The State of the Union Revealed a Sad Reality
Donald Trump misused the annual presidential tradition in ways so radical as to call the ritual itself into question.
President Trump’s State of the Union address last night was very like the man who delivered it: divisive, abusive, and childish.
The speech turned reality on its head in many ways. The president who has enriched himself and his family by more than a billion dollars in his first year in office called on Congress to clean up its corruption. The president who has collected about $175 billion in illegal tariffs from the American people falsely told them that he had given them a great big tax cut. The president solemnly condemned political violence—the same president who ended his first term by inciting a mob to sack Congress and overturn an election.
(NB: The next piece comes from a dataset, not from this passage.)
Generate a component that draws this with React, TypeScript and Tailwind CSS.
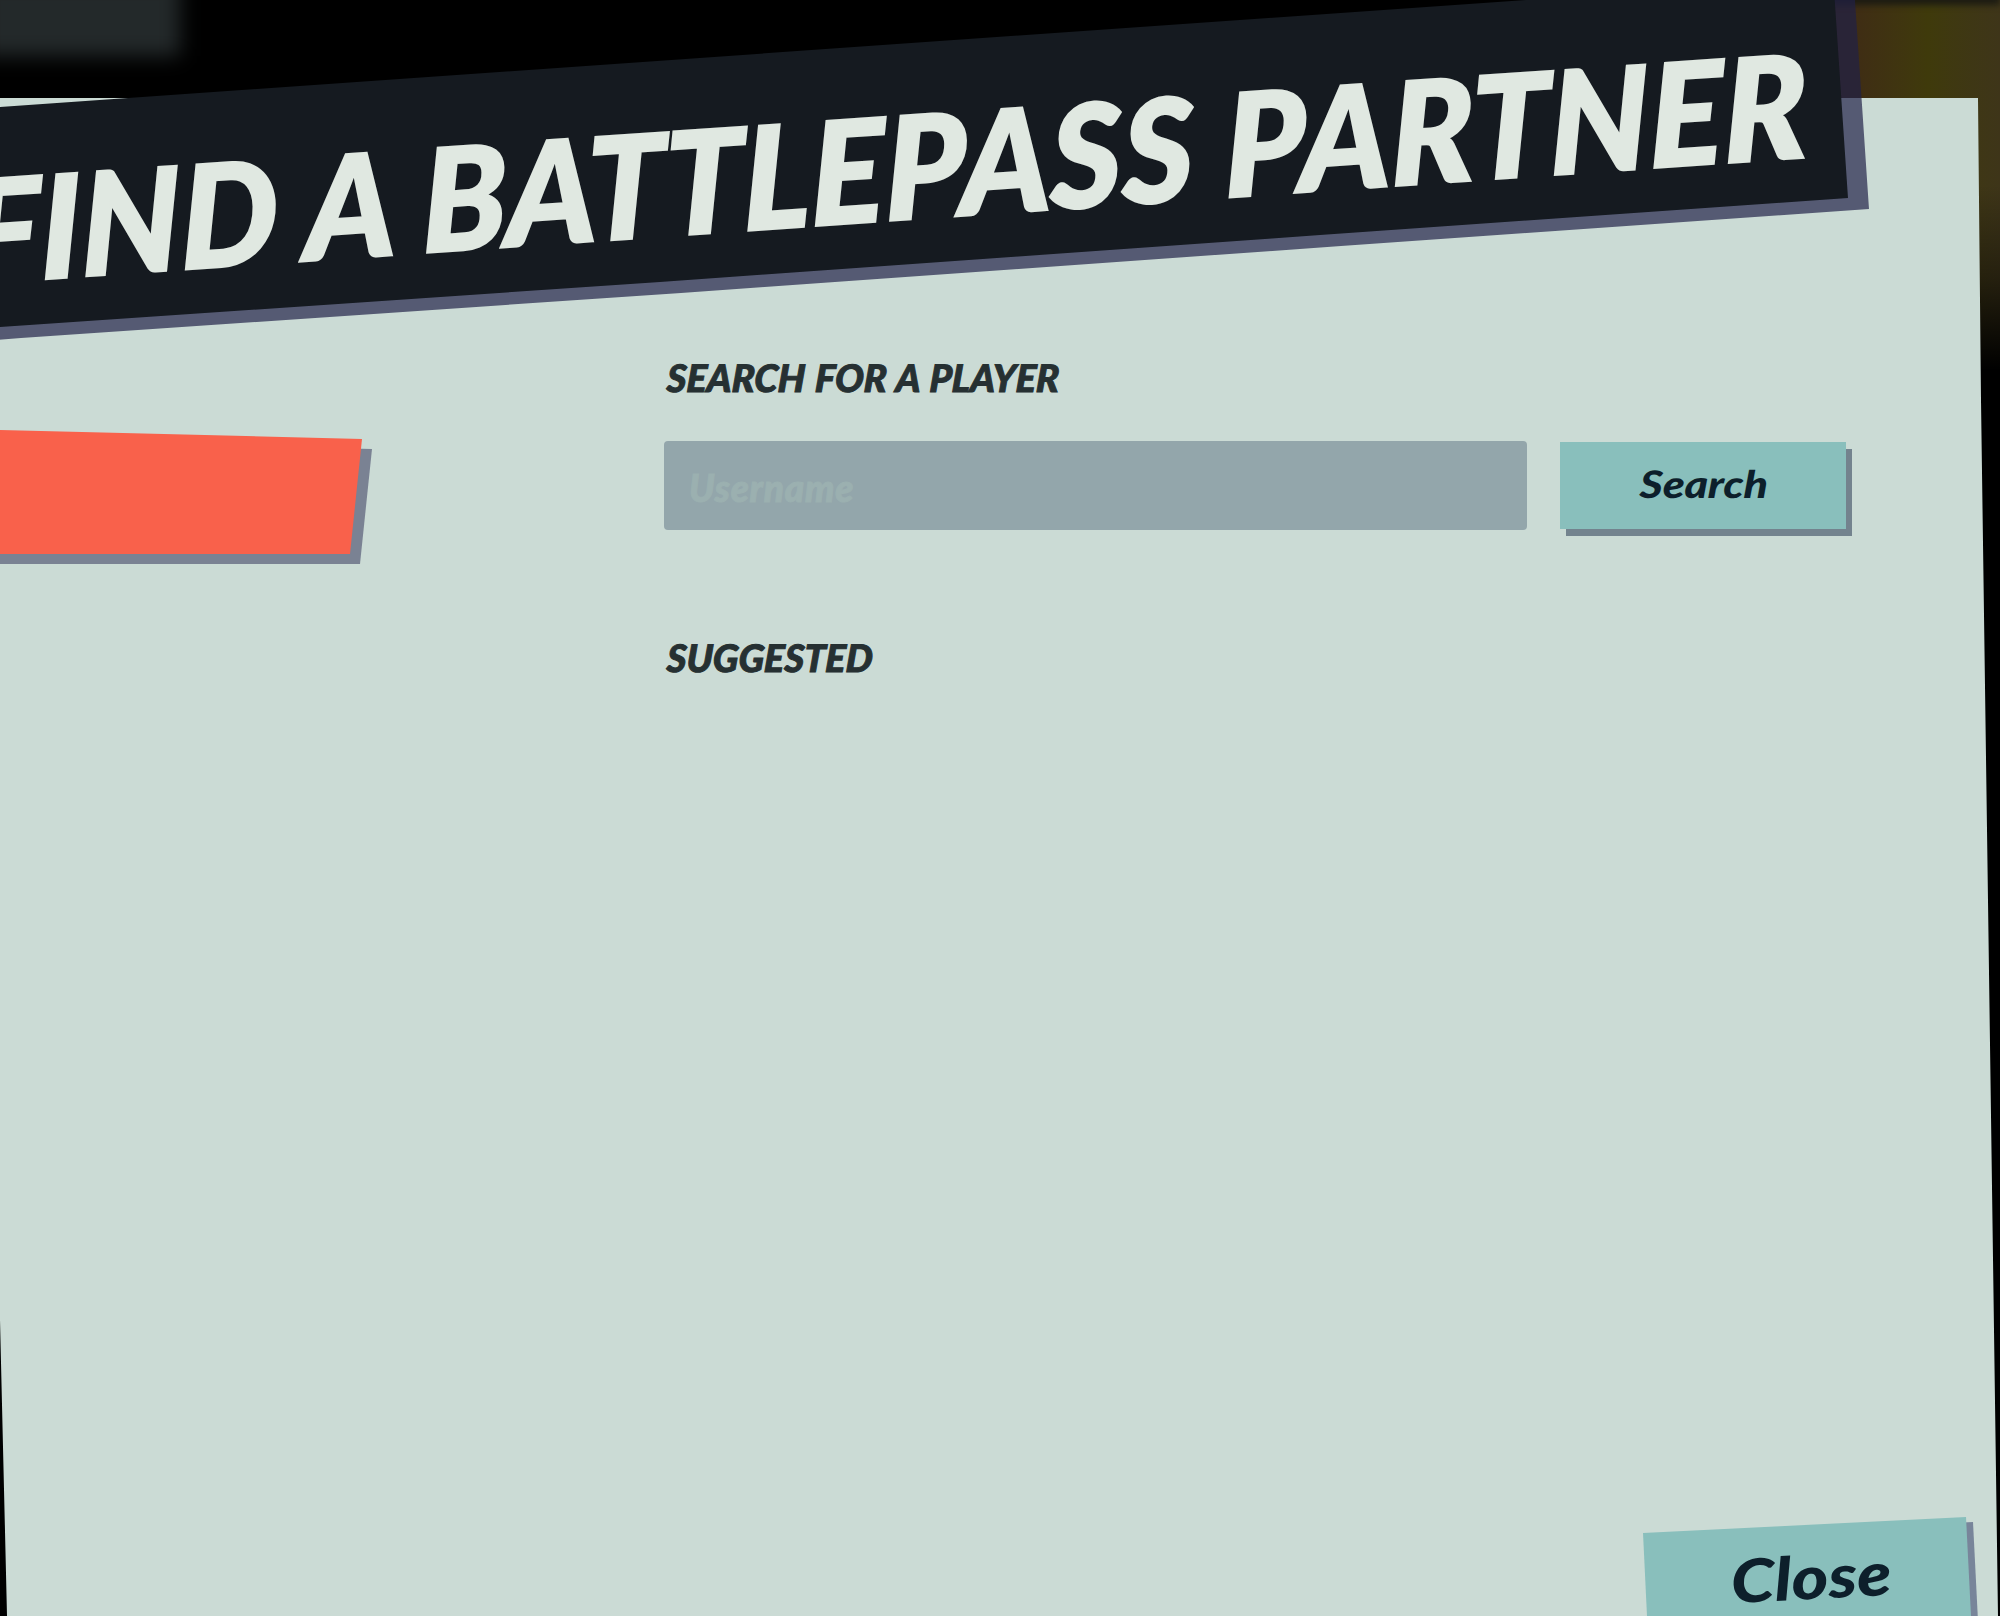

Maybe most shocking, Trump demanded that members of Congress rise to agree that it’s the first duty of government to protect American citizens—even as his own government by its brutal police methods has shot American citizens dead on the streets and then tried to deceive the country about how those Americans had been killed and why. Then of course there were the many misstatements of fact about the economy, about crime, and about wars and peace—many of which look like deliberate decisions to deceive the public watching on television.
The most radical fantasy in the speech, though, was its claims of a new golden age of prosperity. That misstatement surely deceived nobody. Prices continue to rise; the job market stagnates. In almost every way that can be measured, Americans are communicating economic anxiety and discontent. Trump insisted that they are all wrong. It is as if the nation were being soaked by a torrential downpour, water rolling over umbrellas and into boats, soaking everyone’s clothes—and the leader whose job it is to lead them through the deluge insists that it is not raining at all, that in fact it is sunny, the sunniest day ever.